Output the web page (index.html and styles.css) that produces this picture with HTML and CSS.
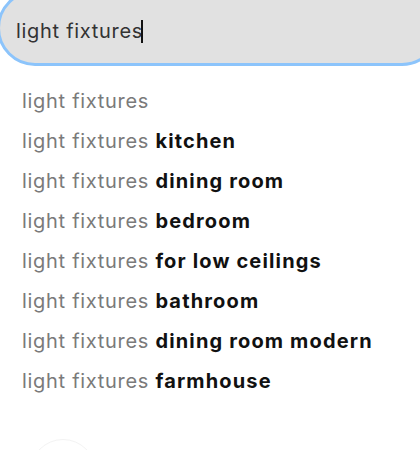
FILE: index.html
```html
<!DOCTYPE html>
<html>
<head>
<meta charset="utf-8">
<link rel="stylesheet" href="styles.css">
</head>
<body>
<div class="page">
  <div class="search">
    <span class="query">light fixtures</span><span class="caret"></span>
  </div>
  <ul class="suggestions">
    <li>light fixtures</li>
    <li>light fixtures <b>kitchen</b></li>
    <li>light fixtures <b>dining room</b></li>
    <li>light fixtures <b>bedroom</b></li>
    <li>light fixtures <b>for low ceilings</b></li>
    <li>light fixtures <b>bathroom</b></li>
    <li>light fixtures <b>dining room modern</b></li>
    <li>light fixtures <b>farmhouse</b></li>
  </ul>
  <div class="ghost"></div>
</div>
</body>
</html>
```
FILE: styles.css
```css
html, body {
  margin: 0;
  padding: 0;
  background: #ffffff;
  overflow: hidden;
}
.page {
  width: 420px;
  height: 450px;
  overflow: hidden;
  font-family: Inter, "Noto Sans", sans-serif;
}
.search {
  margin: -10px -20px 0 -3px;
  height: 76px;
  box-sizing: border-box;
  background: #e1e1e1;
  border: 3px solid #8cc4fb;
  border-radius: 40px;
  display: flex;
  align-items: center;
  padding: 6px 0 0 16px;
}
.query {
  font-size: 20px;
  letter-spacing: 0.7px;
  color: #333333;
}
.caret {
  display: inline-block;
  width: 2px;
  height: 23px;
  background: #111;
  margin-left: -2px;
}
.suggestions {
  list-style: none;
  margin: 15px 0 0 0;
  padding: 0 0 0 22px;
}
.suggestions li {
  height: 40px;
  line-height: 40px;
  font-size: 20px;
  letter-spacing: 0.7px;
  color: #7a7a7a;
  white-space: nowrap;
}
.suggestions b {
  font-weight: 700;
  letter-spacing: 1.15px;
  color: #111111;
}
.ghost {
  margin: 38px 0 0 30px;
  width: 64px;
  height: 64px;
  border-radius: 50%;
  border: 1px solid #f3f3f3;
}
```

○ ○ ○ ○ ○

▸ **EXERCISE DETAILS**:
Make an exact copy of all the material, but keep the pictures out of it.

▸ **ANSWER FOR THE TASK**:
Output the web page (index.html and styles.css) that produces this picture with HTML and CSS.
FILE: index.html
```html
<!DOCTYPE html>
<html>
<head>
<meta charset="utf-8">
<link rel="stylesheet" href="styles.css">
</head>
<body>
<div class="page">
  <div class="search">
    <span class="query">light fixtures</span><span class="caret"></span>
  </div>
  <ul class="suggestions">
    <li>light fixtures</li>
    <li>light fixtures <b>kitchen</b></li>
    <li>light fixtures <b>dining room</b></li>
    <li>light fixtures <b>bedroom</b></li>
    <li>light fixtures <b>for low ceilings</b></li>
    <li>light fixtures <b>bathroom</b></li>
    <li>light fixtures <b>dining room modern</b></li>
    <li>light fixtures <b>farmhouse</b></li>
  </ul>
  <div class="ghost"></div>
</div>
</body>
</html>
```
FILE: styles.css
```css
html, body {
  margin: 0;
  padding: 0;
  background: #ffffff;
  overflow: hidden;
}
.page {
  width: 420px;
  height: 450px;
  overflow: hidden;
  font-family: Inter, "Noto Sans", sans-serif;
}
.search {
  margin: -10px -20px 0 -3px;
  height: 76px;
  box-sizing: border-box;
  background: #e1e1e1;
  border: 3px solid #8cc4fb;
  border-radius: 40px;
  display: flex;
  align-items: center;
  padding: 6px 0 0 16px;
}
.query {
  font-size: 20px;
  letter-spacing: 0.7px;
  color: #333333;
}
.caret {
  display: inline-block;
  width: 2px;
  height: 23px;
  background: #111;
  margin-left: -2px;
}
.suggestions {
  list-style: none;
  margin: 15px 0 0 0;
  padding: 0 0 0 22px;
}
.suggestions li {
  height: 40px;
  line-height: 40px;
  font-size: 20px;
  letter-spacing: 0.7px;
  color: #7a7a7a;
  white-space: nowrap;
}
.suggestions b {
  font-weight: 700;
  letter-spacing: 1.15px;
  color: #111111;
}
.ghost {
  margin: 38px 0 0 30px;
  width: 64px;
  height: 64px;
  border-radius: 50%;
  border: 1px solid #f3f3f3;
}
```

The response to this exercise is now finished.